WHAT TO DO | Your task is to output the listing word for word, with pictures excluded.

─── PROVIDED MATERIAL ───

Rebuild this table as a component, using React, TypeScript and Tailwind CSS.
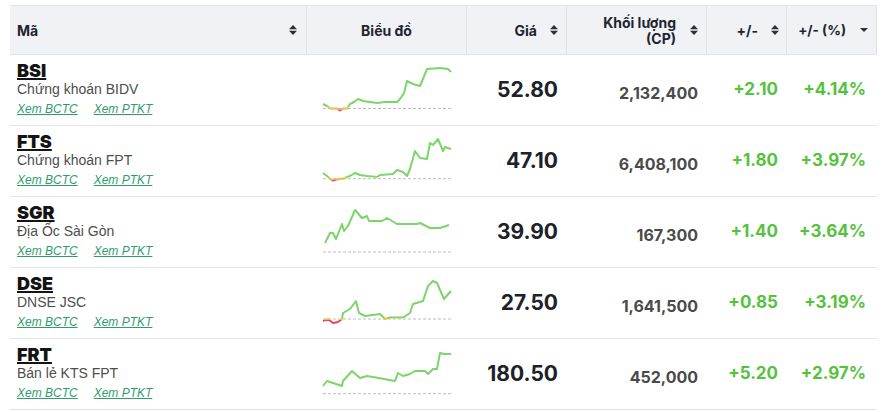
import React from 'react';

type Row = {
    code: string;
    name: string;
    price: string;
    vol: string;
    ch: string;
    pct: string;
    base: number;
    pts: [number, number][];
};

const rows: Row[] = [
    {
        code: 'BSI', name: 'Chứng khoán BIDV', price: '52.80', vol: '2,132,400', ch: '+2.10', pct: '+4.14%',
        base: 53.5,
        pts: [[16, 49], [20, 51], [24, 53.5], [30, 53.5], [33, 55.5], [36, 53.5], [40, 53.5], [43, 49], [47, 47], [51, 44], [56, 46], [63, 47], [70, 48], [78, 47], [90, 47], [93, 44], [97, 38], [100, 26], [106, 29], [113, 31], [118, 19], [120, 14], [133, 13], [141, 14], [144, 17]],
    },
    {
        code: 'FTS', name: 'Chứng khoán FPT', price: '47.10', vol: '6,408,100', ch: '+1.80', pct: '+3.97%',
        base: 52.7,
        pts: [[16, 47], [20, 50], [23, 52.7], [26, 54.5], [29, 53.5], [33, 52.7], [36, 52.7], [43, 50], [48, 47], [53, 49], [60, 50], [70, 51], [73, 49], [86, 48], [90, 44], [96, 46], [100, 50], [103, 43], [108, 25], [113, 32], [120, 33], [123, 17], [126, 19], [131, 13], [136, 25], [138, 21], [144, 23]],
    },
    {
        code: 'SGR', name: 'Địa Ốc Sài Gòn', price: '39.90', vol: '167,300', ch: '+1.40', pct: '+3.64%',
        base: 55,
        pts: [[18, 46], [23, 36], [26, 36], [29, 42], [31, 37], [35, 27], [37, 34], [41, 29], [48, 13], [55, 21], [60, 19], [62, 24], [75, 24], [80, 21], [90, 27], [110, 27], [113, 26], [123, 31], [133, 31], [142, 28]],
    },
    {
        code: 'DSE', name: 'DNSE JSC', price: '27.50', vol: '1,641,500', ch: '+0.85', pct: '+3.19%',
        base: 51,
        pts: [[16, 53], [21, 51], [26, 55], [31, 54], [35, 51], [36, 45], [43, 41], [49, 33], [52, 45], [58, 48], [73, 46], [78, 51], [83, 49.5], [96, 49.5], [103, 45], [106, 36], [116, 33], [121, 18], [126, 13], [130, 15], [137, 31], [144, 23]],
    },
    {
        code: 'FRT', name: 'Bán lẻ KTS FPT', price: '180.50', vol: '452,000', ch: '+5.20', pct: '+2.97%',
        base: 54.7,
        pts: [[16, 47], [20, 42], [26, 44], [35, 47], [36, 42], [45, 32], [53, 39], [60, 37], [66, 38], [88, 42], [91, 34], [96, 37], [103, 35], [108, 32], [118, 32], [121, 35], [126, 30], [130, 30], [133, 14], [137, 15], [144, 15]],
    },
];

const inter = { fontFamily: 'Inter, "Noto Sans", sans-serif' };
const arial = { fontFamily: '"Liberation Sans", Arial, sans-serif' };

function SortIcon() {
    return (
        <svg width="8" height="10" viewBox="0 0 8 10" className="shrink-0">
            <path d="M4 0 L8 4.2 H0 Z" fill="#2b2f36" />
            <path d="M0 5.8 H8 L4 10 Z" fill="#2b2f36" />
        </svg>
    );
}

function CaretDown() {
    return (
        <svg width="8" height="4" viewBox="0 0 8 4" className="shrink-0">
            <path d="M0 0 H8 L4 4 Z" fill="#2b2f36" />
        </svg>
    );
}

function Sparkline({ id, pts, base }: { id: string; pts: [number, number][]; base: number }) {
    const line = pts.map((p) => p.join(',')).join(' ');
    return (
        <svg width="160" height="70" viewBox="0 0 160 70">
            <defs>
                <clipPath id={`up-${id}`}>
                    <rect x="0" y="0" width="160" height={base - 1} />
                </clipPath>
                <clipPath id={`mid-${id}`}>
                    <rect x="0" y={base - 1} width="160" height="2" />
                </clipPath>
                <clipPath id={`down-${id}`}>
                    <rect x="0" y={base + 1} width="160" height="30" />
                </clipPath>
            </defs>
            <line x1="16" y1={base} x2="146" y2={base} stroke="#bcbcbc" strokeWidth="1" strokeDasharray="3 2" />
            <polyline points={line} fill="none" stroke="#7ad66a" strokeWidth="2" strokeLinejoin="round" clipPath={`url(#up-${id})`} />
            <polyline points={line} fill="none" stroke="#f2c230" strokeWidth="2" strokeLinejoin="round" clipPath={`url(#mid-${id})`} />
            <polyline points={line} fill="none" stroke="#e8455e" strokeWidth="2" strokeLinejoin="round" clipPath={`url(#down-${id})`} />
        </svg>
    );
}

export default function App() {
    return (
        <div className="bg-white w-[883px] h-[412px] pt-[5px] pl-[10px] overflow-hidden">
            <div className="w-[867px]">
                {/* Header */}
                <div
                    className="grid grid-cols-[297px_160px_100px_140px_80px_90px] h-[50px] bg-[#f0f2f5] border-t border-b border-[#e2e4e8] text-[14px] font-bold text-[#1f2430]"
                    style={inter}
                >
                    <div className="flex items-center justify-between pl-[7px] pr-[9px] border-r border-[#dfe2e6]">
                        <span>Mã</span>
                        <SortIcon />
                    </div>
                    <div className="flex items-center justify-center border-r border-[#dfe2e6]">Biểu đồ</div>
                    <div className="flex items-center justify-end gap-[13px] pr-[8px] border-r border-[#dfe2e6]">
                        <span>Giá</span>
                        <SortIcon />
                    </div>
                    <div className="flex items-center justify-end gap-[14px] pr-[8px] border-r border-[#dfe2e6]">
                        <span className="text-right leading-[16px] pt-[2px]">
                            Khối lượng
                            <br />
                            (CP)
                        </span>
                        <SortIcon />
                    </div>
                    <div className="flex items-center justify-end gap-[13px] pr-[7px] border-r border-[#dfe2e6]">
                        <span>+/-</span>
                        <SortIcon />
                    </div>
                    <div className="flex items-center justify-end gap-[14px] pr-[8px] border-r border-[#dfe2e6]">
                        <span className="text-[13.5px]">+/- (%)</span>
                        <CaretDown />
                    </div>
                </div>

                {/* Rows */}
                {rows.map((r) => (
                    <div
                        key={r.code}
                        className="grid grid-cols-[297px_160px_100px_140px_80px_90px] h-[71px] border-b border-[#e4e4e4]"
                    >
                        <div className="pl-[7px] pt-[6px]">
                            <div
                                className="text-[18px] leading-[20px] font-black text-[#141414] underline decoration-2 underline-offset-[1px]"
                                style={inter}
                            >
                                {r.code}
                            </div>
                            <div className="text-[14px] leading-4 text-[#4d4d4d]" style={arial}>
                                {r.name}
                            </div>
                            <div className="flex gap-[16px] mt-1 text-[12px] leading-4 italic text-[#2f9d6b] underline" style={arial}>
                                <span>Xem BCTC</span>
                                <span>Xem PTKT</span>
                            </div>
                        </div>
                        <div className="flex items-center">
                            <Sparkline id={r.code} pts={r.pts} base={r.base} />
                        </div>
                        <div className="flex items-center justify-end pr-[9px] text-[21px] font-bold text-[#1d2129]" style={inter}>
                            {r.price}
                        </div>
                        <div className="flex items-center justify-end pr-[9px] pt-[5px] text-[16px] font-bold text-[#4a4a4a]" style={inter}>
                            {r.vol}
                        </div>
                        <div className="flex items-center justify-end pr-[9px] text-[17px] font-bold text-[#55c23c]" style={inter}>
                            {r.ch}
                        </div>
                        <div className="flex items-center justify-end pr-[11px] text-[17px] font-bold text-[#55c23c]" style={inter}>
                            {r.pct}
                        </div>
                    </div>
                ))}
            </div>
        </div>
    );
}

───

ANSWER TO THE EXERCISE |
Rebuild this table as a component, using React, TypeScript and Tailwind CSS.
import React from 'react';

type Row = {
    code: string;
    name: string;
    price: string;
    vol: string;
    ch: string;
    pct: string;
    base: number;
    pts: [number, number][];
};

const rows: Row[] = [
    {
        code: 'BSI', name: 'Chứng khoán BIDV', price: '52.80', vol: '2,132,400', ch: '+2.10', pct: '+4.14%',
        base: 53.5,
        pts: [[16, 49], [20, 51], [24, 53.5], [30, 53.5], [33, 55.5], [36, 53.5], [40, 53.5], [43, 49], [47, 47], [51, 44], [56, 46], [63, 47], [70, 48], [78, 47], [90, 47], [93, 44], [97, 38], [100, 26], [106, 29], [113, 31], [118, 19], [120, 14], [133, 13], [141, 14], [144, 17]],
    },
    {
        code: 'FTS', name: 'Chứng khoán FPT', price: '47.10', vol: '6,408,100', ch: '+1.80', pct: '+3.97%',
        base: 52.7,
        pts: [[16, 47], [20, 50], [23, 52.7], [26, 54.5], [29, 53.5], [33, 52.7], [36, 52.7], [43, 50], [48, 47], [53, 49], [60, 50], [70, 51], [73, 49], [86, 48], [90, 44], [96, 46], [100, 50], [103, 43], [108, 25], [113, 32], [120, 33], [123, 17], [126, 19], [131, 13], [136, 25], [138, 21], [144, 23]],
    },
    {
        code: 'SGR', name: 'Địa Ốc Sài Gòn', price: '39.90', vol: '167,300', ch: '+1.40', pct: '+3.64%',
        base: 55,
        pts: [[18, 46], [23, 36], [26, 36], [29, 42], [31, 37], [35, 27], [37, 34], [41, 29], [48, 13], [55, 21], [60, 19], [62, 24], [75, 24], [80, 21], [90, 27], [110, 27], [113, 26], [123, 31], [133, 31], [142, 28]],
    },
    {
        code: 'DSE', name: 'DNSE JSC', price: '27.50', vol: '1,641,500', ch: '+0.85', pct: '+3.19%',
        base: 51,
        pts: [[16, 53], [21, 51], [26, 55], [31, 54], [35, 51], [36, 45], [43, 41], [49, 33], [52, 45], [58, 48], [73, 46], [78, 51], [83, 49.5], [96, 49.5], [103, 45], [106, 36], [116, 33], [121, 18], [126, 13], [130, 15], [137, 31], [144, 23]],
    },
    {
        code: 'FRT', name: 'Bán lẻ KTS FPT', price: '180.50', vol: '452,000', ch: '+5.20', pct: '+2.97%',
        base: 54.7,
        pts: [[16, 47], [20, 42], [26, 44], [35, 47], [36, 42], [45, 32], [53, 39], [60, 37], [66, 38], [88, 42], [91, 34], [96, 37], [103, 35], [108, 32], [118, 32], [121, 35], [126, 30], [130, 30], [133, 14], [137, 15], [144, 15]],
    },
];

const inter = { fontFamily: 'Inter, "Noto Sans", sans-serif' };
const arial = { fontFamily: '"Liberation Sans", Arial, sans-serif' };

function SortIcon() {
    return (
        <svg width="8" height="10" viewBox="0 0 8 10" className="shrink-0">
            <path d="M4 0 L8 4.2 H0 Z" fill="#2b2f36" />
            <path d="M0 5.8 H8 L4 10 Z" fill="#2b2f36" />
        </svg>
    );
}

function CaretDown() {
    return (
        <svg width="8" height="4" viewBox="0 0 8 4" className="shrink-0">
            <path d="M0 0 H8 L4 4 Z" fill="#2b2f36" />
        </svg>
    );
}

function Sparkline({ id, pts, base }: { id: string; pts: [number, number][]; base: number }) {
    const line = pts.map((p) => p.join(',')).join(' ');
    return (
        <svg width="160" height="70" viewBox="0 0 160 70">
            <defs>
                <clipPath id={`up-${id}`}>
                    <rect x="0" y="0" width="160" height={base - 1} />
                </clipPath>
                <clipPath id={`mid-${id}`}>
                    <rect x="0" y={base - 1} width="160" height="2" />
                </clipPath>
                <clipPath id={`down-${id}`}>
                    <rect x="0" y={base + 1} width="160" height="30" />
                </clipPath>
            </defs>
            <line x1="16" y1={base} x2="146" y2={base} stroke="#bcbcbc" strokeWidth="1" strokeDasharray="3 2" />
            <polyline points={line} fill="none" stroke="#7ad66a" strokeWidth="2" strokeLinejoin="round" clipPath={`url(#up-${id})`} />
            <polyline points={line} fill="none" stroke="#f2c230" strokeWidth="2" strokeLinejoin="round" clipPath={`url(#mid-${id})`} />
            <polyline points={line} fill="none" stroke="#e8455e" strokeWidth="2" strokeLinejoin="round" clipPath={`url(#down-${id})`} />
        </svg>
    );
}

export default function App() {
    return (
        <div className="bg-white w-[883px] h-[412px] pt-[5px] pl-[10px] overflow-hidden">
            <div className="w-[867px]">
                {/* Header */}
                <div
                    className="grid grid-cols-[297px_160px_100px_140px_80px_90px] h-[50px] bg-[#f0f2f5] border-t border-b border-[#e2e4e8] text-[14px] font-bold text-[#1f2430]"
                    style={inter}
                >
                    <div className="flex items-center justify-between pl-[7px] pr-[9px] border-r border-[#dfe2e6]">
                        <span>Mã</span>
                        <SortIcon />
                    </div>
                    <div className="flex items-center justify-center border-r border-[#dfe2e6]">Biểu đồ</div>
                    <div className="flex items-center justify-end gap-[13px] pr-[8px] border-r border-[#dfe2e6]">
                        <span>Giá</span>
                        <SortIcon />
                    </div>
                    <div className="flex items-center justify-end gap-[14px] pr-[8px] border-r border-[#dfe2e6]">
                        <span className="text-right leading-[16px] pt-[2px]">
                            Khối lượng
                            <br />
                            (CP)
                        </span>
                        <SortIcon />
                    </div>
                    <div className="flex items-center justify-end gap-[13px] pr-[7px] border-r border-[#dfe2e6]">
                        <span>+/-</span>
                        <SortIcon />
                    </div>
                    <div className="flex items-center justify-end gap-[14px] pr-[8px] border-r border-[#dfe2e6]">
                        <span className="text-[13.5px]">+/- (%)</span>
                        <CaretDown />
                    </div>
                </div>

                {/* Rows */}
                {rows.map((r) => (
                    <div
                        key={r.code}
                        className="grid grid-cols-[297px_160px_100px_140px_80px_90px] h-[71px] border-b border-[#e4e4e4]"
                    >
                        <div className="pl-[7px] pt-[6px]">
                            <div
                                className="text-[18px] leading-[20px] font-black text-[#141414] underline decoration-2 underline-offset-[1px]"
                                style={inter}
                            >
                                {r.code}
                            </div>
                            <div className="text-[14px] leading-4 text-[#4d4d4d]" style={arial}>
                                {r.name}
                            </div>
                            <div className="flex gap-[16px] mt-1 text-[12px] leading-4 italic text-[#2f9d6b] underline" style={arial}>
                                <span>Xem BCTC</span>
                                <span>Xem PTKT</span>
                            </div>
                        </div>
                        <div className="flex items-center">
                            <Sparkline id={r.code} pts={r.pts} base={r.base} />
                        </div>
                        <div className="flex items-center justify-end pr-[9px] text-[21px] font-bold text-[#1d2129]" style={inter}>
                            {r.price}
                        </div>
                        <div className="flex items-center justify-end pr-[9px] pt-[5px] text-[16px] font-bold text-[#4a4a4a]" style={inter}>
                            {r.vol}
                        </div>
                        <div className="flex items-center justify-end pr-[9px] text-[17px] font-bold text-[#55c23c]" style={inter}>
                            {r.ch}
                        </div>
                        <div className="flex items-center justify-end pr-[11px] text-[17px] font-bold text-[#55c23c]" style={inter}>
                            {r.pct}
                        </div>
                    </div>
                ))}
            </div>
        </div>
    );
}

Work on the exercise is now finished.